Huang, Run January 2015 (has links)
Software Configurable Optical Test System (SCOTS) developed at University of Arizona is a highly efficient optical metrology technique based on the principle of deflectometry, which can achieve comparable accuracy with interferometry but with low-cost hardware. In a SCOTS test, an LCD display is used to generate structured light pattern to illuminate the test optics and the reflected light is captured by a digital camera. The surface slope of test optics is determined by triangulation of the display pixels, test optics, and the camera. The surface shape is obtained by the integration of the slopes. Comparing to interferometry, which has long served as an accurate non-contact optical metrology technology, SCOTS overcomes the limitation of dynamic range and sensitivity to environment. It is able to achieve high dynamic range slope measurement without requiring null optics. In this dissertation, the sensitivity and performance of the test system have been analyzed comprehensively. Sophisticated calibrations of system components have been investigated and implemented in different metrology projects to push this technology to a higher accuracy including low-order terms. A compact on-axis SCOTS system lowered the testing geometry sensitivity in the metrology of 1-meter highly aspheric secondary mirror of Large Binocular Telescope.

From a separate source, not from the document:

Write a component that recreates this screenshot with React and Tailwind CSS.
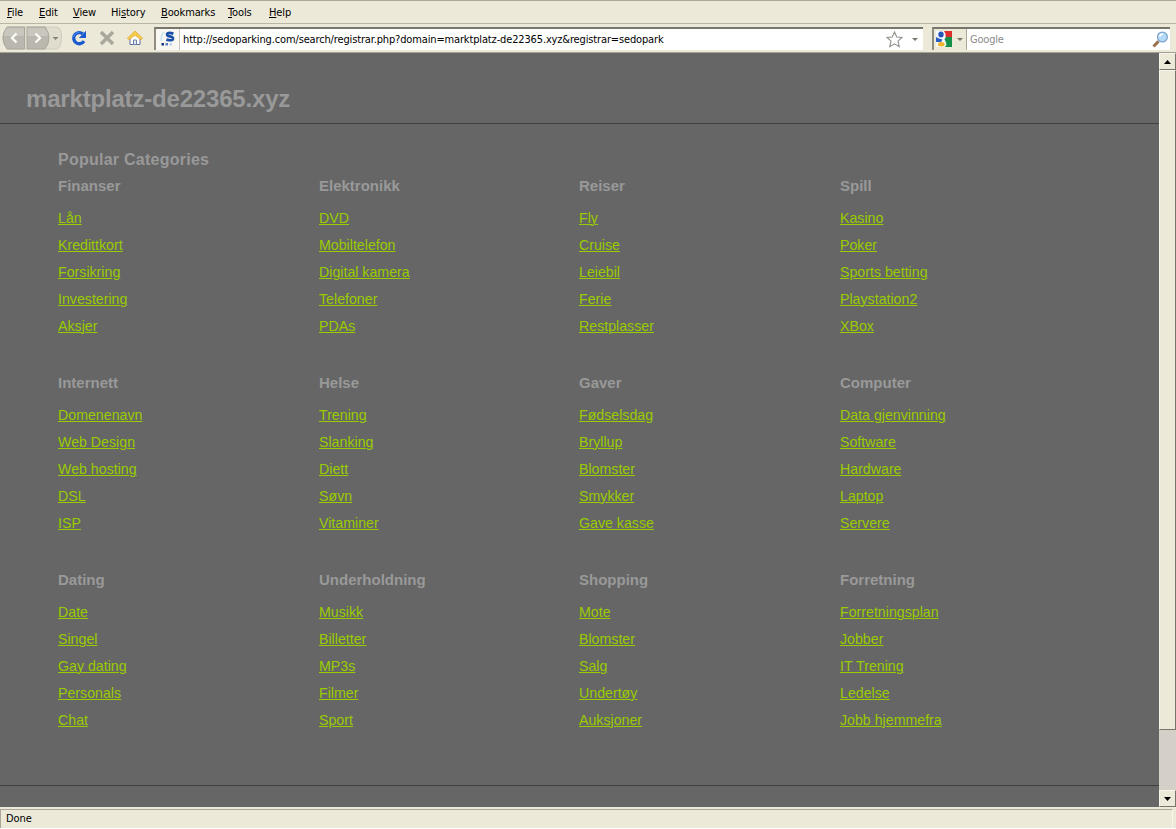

Sub-nm accuracy was achieved in testing a high precision elliptical X-ray mirror by using reference calibration. A well-calibrated SCOTS was successfully constructed and is, at the time of writing this dissertation, being used to provide surface metrology feedback for the fabrication of the primary mirror of Daniel K. Inouye Solar Telescope which is a 4-meter off-axis parabola with more than 8 mm aspherical departure.